◆ **Goal of the exercise**: Every line that includes the word "styles" is to be listed.

───── Record set

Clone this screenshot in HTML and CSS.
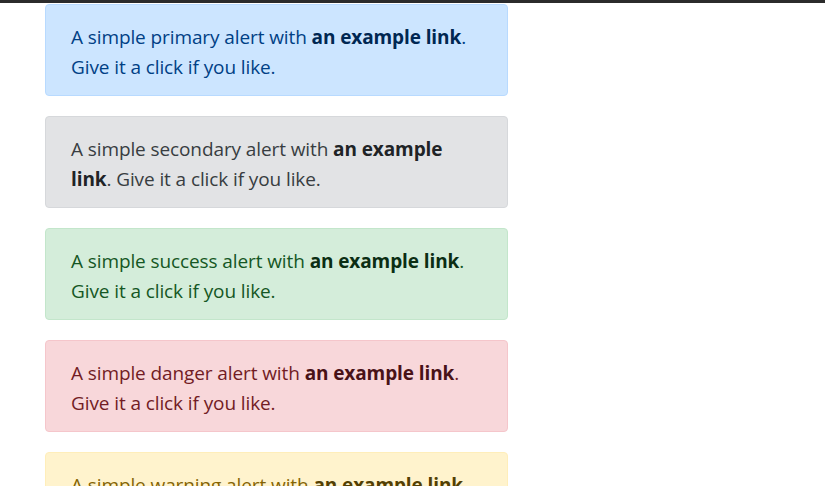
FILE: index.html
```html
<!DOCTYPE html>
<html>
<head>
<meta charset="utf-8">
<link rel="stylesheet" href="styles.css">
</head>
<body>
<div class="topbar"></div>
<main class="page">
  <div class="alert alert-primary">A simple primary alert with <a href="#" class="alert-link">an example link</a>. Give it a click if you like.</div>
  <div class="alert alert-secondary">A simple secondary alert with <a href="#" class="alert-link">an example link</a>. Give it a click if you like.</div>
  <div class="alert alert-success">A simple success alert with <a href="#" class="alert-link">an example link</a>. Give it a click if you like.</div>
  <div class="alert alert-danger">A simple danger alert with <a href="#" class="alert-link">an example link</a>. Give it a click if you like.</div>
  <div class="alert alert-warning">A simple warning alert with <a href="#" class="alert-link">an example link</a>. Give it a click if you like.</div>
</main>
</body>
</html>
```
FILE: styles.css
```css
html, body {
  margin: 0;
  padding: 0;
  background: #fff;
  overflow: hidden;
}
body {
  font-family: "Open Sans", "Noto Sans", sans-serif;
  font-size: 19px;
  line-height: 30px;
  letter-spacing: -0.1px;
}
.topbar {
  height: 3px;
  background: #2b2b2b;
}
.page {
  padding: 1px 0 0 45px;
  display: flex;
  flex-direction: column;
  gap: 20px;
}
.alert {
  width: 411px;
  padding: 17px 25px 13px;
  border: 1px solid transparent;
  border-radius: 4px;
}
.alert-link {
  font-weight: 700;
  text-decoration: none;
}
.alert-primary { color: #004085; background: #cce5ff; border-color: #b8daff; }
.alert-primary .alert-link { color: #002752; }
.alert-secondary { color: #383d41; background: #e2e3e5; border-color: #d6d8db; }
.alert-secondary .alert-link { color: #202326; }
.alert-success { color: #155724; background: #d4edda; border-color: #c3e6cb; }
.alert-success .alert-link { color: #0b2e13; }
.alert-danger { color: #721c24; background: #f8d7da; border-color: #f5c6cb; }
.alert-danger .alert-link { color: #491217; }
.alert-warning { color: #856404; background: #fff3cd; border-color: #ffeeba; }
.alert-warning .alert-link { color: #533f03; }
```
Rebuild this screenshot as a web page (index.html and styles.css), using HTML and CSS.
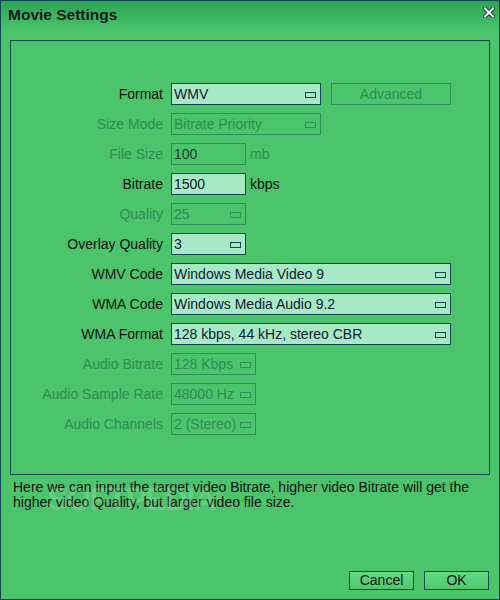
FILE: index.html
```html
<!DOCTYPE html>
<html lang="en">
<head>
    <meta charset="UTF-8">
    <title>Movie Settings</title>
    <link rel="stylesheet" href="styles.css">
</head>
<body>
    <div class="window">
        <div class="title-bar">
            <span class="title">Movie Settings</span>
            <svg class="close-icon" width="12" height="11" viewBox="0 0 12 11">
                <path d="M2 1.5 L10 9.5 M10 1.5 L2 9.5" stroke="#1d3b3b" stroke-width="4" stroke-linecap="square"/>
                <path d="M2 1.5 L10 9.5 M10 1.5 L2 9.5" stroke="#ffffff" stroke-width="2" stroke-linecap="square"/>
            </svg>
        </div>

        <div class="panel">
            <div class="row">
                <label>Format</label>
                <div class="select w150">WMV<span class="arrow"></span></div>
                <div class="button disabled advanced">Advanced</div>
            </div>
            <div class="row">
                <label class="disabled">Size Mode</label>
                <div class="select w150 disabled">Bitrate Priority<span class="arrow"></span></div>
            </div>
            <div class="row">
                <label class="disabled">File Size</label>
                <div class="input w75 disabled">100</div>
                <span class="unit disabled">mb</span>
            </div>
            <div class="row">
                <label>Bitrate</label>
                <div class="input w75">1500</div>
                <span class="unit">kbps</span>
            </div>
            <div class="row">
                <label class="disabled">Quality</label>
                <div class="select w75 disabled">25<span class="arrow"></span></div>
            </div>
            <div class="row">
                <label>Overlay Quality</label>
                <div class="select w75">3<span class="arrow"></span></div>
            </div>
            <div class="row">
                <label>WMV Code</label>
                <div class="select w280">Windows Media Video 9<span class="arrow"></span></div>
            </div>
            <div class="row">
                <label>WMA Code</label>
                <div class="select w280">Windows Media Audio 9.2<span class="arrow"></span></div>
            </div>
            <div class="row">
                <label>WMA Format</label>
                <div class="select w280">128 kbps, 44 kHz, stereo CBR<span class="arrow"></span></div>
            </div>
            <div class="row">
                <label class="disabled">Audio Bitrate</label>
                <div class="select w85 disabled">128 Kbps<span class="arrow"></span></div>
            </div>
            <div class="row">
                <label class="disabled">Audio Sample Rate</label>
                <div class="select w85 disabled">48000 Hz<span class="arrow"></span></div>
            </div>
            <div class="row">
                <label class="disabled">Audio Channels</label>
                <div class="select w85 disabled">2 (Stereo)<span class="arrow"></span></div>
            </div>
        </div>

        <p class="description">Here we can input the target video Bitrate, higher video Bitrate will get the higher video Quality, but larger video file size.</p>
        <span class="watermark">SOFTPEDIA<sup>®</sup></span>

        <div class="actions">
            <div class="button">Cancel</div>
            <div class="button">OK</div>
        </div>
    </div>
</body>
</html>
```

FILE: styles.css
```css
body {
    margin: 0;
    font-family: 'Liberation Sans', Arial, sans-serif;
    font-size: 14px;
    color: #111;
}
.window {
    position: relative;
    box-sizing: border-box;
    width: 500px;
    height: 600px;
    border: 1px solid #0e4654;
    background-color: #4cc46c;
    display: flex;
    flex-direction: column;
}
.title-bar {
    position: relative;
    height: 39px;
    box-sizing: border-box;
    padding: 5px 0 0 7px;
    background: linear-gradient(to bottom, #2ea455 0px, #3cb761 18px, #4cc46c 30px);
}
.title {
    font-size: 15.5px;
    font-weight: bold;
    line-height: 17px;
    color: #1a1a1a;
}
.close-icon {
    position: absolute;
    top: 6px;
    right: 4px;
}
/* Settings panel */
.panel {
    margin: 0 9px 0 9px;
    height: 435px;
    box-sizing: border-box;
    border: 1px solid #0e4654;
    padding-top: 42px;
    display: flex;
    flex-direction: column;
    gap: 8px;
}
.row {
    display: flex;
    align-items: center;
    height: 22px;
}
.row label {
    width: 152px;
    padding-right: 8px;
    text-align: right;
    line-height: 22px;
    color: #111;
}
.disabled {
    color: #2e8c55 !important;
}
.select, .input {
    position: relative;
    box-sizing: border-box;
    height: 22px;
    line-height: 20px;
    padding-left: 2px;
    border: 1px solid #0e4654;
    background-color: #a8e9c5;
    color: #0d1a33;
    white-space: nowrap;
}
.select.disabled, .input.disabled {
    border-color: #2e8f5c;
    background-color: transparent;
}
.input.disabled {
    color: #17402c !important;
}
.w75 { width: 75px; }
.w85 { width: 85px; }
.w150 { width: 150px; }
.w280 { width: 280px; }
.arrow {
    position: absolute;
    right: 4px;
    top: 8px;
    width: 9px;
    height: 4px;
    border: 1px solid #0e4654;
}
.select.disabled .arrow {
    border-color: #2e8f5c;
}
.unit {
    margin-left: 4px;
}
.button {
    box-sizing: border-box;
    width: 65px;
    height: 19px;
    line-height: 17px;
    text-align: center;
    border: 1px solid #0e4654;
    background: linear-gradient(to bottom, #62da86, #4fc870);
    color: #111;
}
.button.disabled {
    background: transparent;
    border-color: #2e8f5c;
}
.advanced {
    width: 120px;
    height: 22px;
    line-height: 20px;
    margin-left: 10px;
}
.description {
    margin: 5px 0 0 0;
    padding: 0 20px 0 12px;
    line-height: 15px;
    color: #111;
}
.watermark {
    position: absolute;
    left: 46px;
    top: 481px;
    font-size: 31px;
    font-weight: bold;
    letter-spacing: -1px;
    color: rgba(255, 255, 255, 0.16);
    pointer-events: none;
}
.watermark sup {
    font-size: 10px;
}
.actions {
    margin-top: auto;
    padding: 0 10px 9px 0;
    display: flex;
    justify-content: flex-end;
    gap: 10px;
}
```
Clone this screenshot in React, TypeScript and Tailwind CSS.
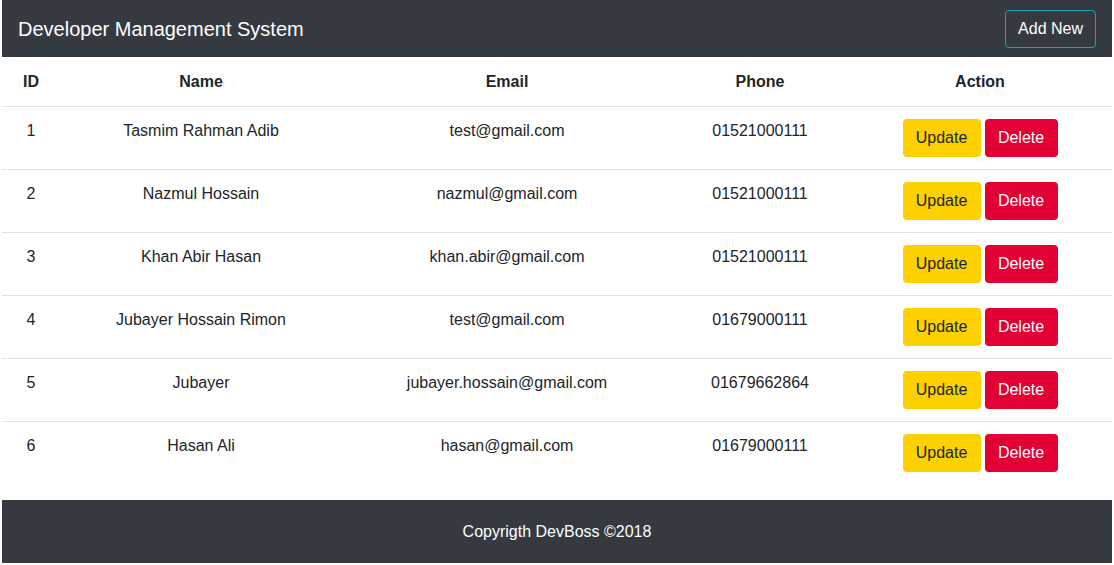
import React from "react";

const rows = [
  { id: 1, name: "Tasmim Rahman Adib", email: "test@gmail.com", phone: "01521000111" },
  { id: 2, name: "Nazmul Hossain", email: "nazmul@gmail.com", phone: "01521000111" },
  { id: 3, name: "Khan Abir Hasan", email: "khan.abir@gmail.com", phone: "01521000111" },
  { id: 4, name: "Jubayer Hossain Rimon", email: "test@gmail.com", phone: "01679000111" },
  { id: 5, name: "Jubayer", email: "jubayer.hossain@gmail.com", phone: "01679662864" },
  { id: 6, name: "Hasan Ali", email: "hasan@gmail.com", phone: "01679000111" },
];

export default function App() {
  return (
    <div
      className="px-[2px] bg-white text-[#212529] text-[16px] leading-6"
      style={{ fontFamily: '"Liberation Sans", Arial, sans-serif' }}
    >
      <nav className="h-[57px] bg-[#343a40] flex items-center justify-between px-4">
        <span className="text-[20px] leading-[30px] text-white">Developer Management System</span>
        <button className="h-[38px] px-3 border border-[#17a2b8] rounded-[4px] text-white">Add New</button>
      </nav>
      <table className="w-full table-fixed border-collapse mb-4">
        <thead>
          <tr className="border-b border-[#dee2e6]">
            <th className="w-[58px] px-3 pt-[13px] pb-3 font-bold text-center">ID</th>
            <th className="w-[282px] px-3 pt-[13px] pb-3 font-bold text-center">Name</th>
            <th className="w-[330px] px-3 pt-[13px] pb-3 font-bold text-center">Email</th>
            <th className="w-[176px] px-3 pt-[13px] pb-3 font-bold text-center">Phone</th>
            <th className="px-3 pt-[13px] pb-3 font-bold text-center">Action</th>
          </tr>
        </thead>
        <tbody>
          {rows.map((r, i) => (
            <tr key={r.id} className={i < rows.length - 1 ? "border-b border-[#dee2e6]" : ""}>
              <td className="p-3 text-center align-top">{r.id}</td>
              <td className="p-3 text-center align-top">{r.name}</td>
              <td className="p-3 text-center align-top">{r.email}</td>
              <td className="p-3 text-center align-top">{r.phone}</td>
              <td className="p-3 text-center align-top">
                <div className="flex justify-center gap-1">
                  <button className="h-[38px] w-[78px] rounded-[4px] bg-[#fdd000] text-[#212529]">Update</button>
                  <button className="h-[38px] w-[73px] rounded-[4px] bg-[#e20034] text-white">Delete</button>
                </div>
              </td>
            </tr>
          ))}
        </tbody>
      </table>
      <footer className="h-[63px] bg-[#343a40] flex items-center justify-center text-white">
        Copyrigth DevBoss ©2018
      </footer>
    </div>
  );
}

──────────

◆ **Response to this exercise**:
<link rel="stylesheet" href="styles.css">
FILE: styles.css
Rebuild this screenshot as a web page (index.html and styles.css), using HTML and CSS.
    <link rel="stylesheet" href="styles.css">
FILE: styles.css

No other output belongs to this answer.